Reading all of these books, one really gets the sense that the B-29 was an experimental plane, and quite dangerous to its own aircrews. The engines were just so unreliable that they could just quit at any time, or worse yet, set the plane on fire, which was why so many B-29's crashed and burned. Japan really did not have any sort of a developed air defense system, like Germany did; otherwise the B-29's would have fared much more poorly.

In summary, "Birds From Hell" turns out to be just another one of the many first-person histories of WWII experiences that are proliferating out there right now, as the Greatest Generation fades into memory. It tries to be more than that, but doesn't really succeed. And it is not a technical book about the B-29 bomber itself.

Rating: 5 stars
Summary: Comprehensive yet deeply personal
Review: The late Wilbur Morrison's final contribution to our understanding of the airwar during WWII is a comprehensive yet deeply personal account of the B29 Superfortress, the 20th Air Force, and General Curtis E. LeMay. Another title that could easily fit in any number of the Booklist's categories, Birds From Hell not only recounts the genesis of the B29, but elaborates in fine detail the plane's many early teething problems; notably the propensity for its Wright-Cyclone engines to catch fire! Morrison served an extended combat tour as a bombardier aboard B29's in the Pacific and CBI Theatres. His accounts of the massive, staggering destruction of carpet bombing over various Asian cities makes for can't put down reading. General LeMay is singled out for special praise due to his keen insight into air operations and his almost singlehanded efforts to improve the operational effectiveness of the B29. Often, his decisions were viewed controversially, yet, without exception his decisions appear correct granted the luxury of hindsight. Morrison contends that the war against Japan was effectively over "prior" to the B29 nuclear attacks on Hiroshima and Nagasaki; and that the latter events simply speeded the inevitable Japanese surrender.
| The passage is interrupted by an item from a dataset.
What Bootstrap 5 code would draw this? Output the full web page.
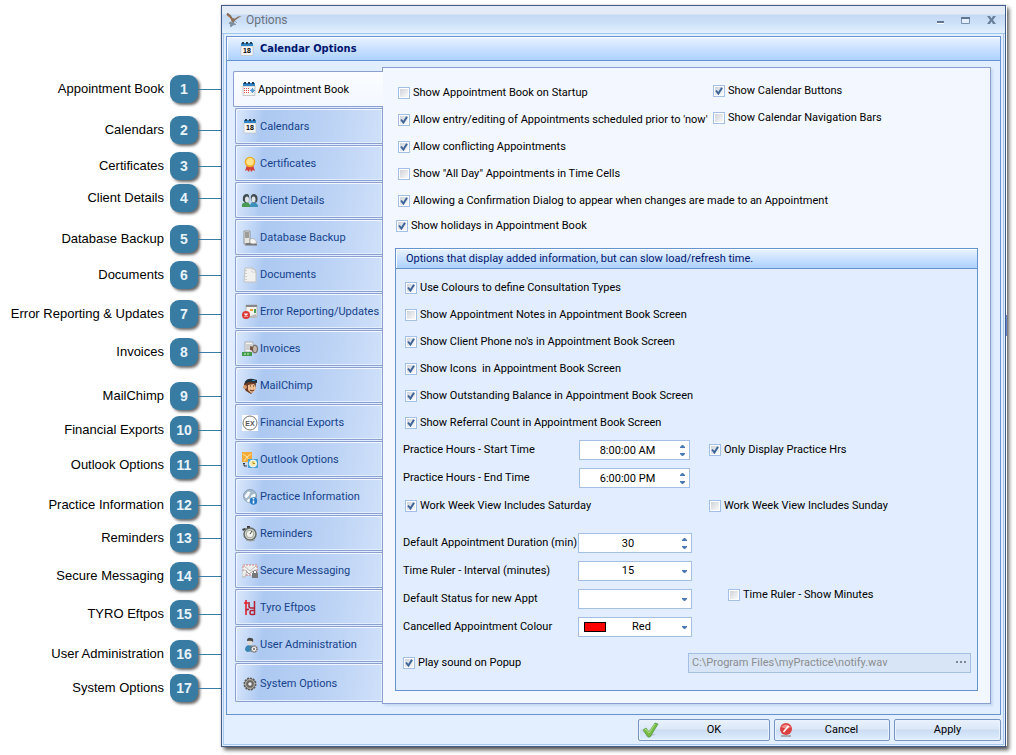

Highlights include the author's recollections of his own combat missions in the face of repeated attack by Japanese fighters and ferocious flak. His observations on life in India, and post-war Japan also bear note.

A comment on the book's jacket notes that Morrison flew "five hundred combat missions." Obviously, this should read 500 "hours". The publisher is aware of the misprint and has said that later editions will show the correction.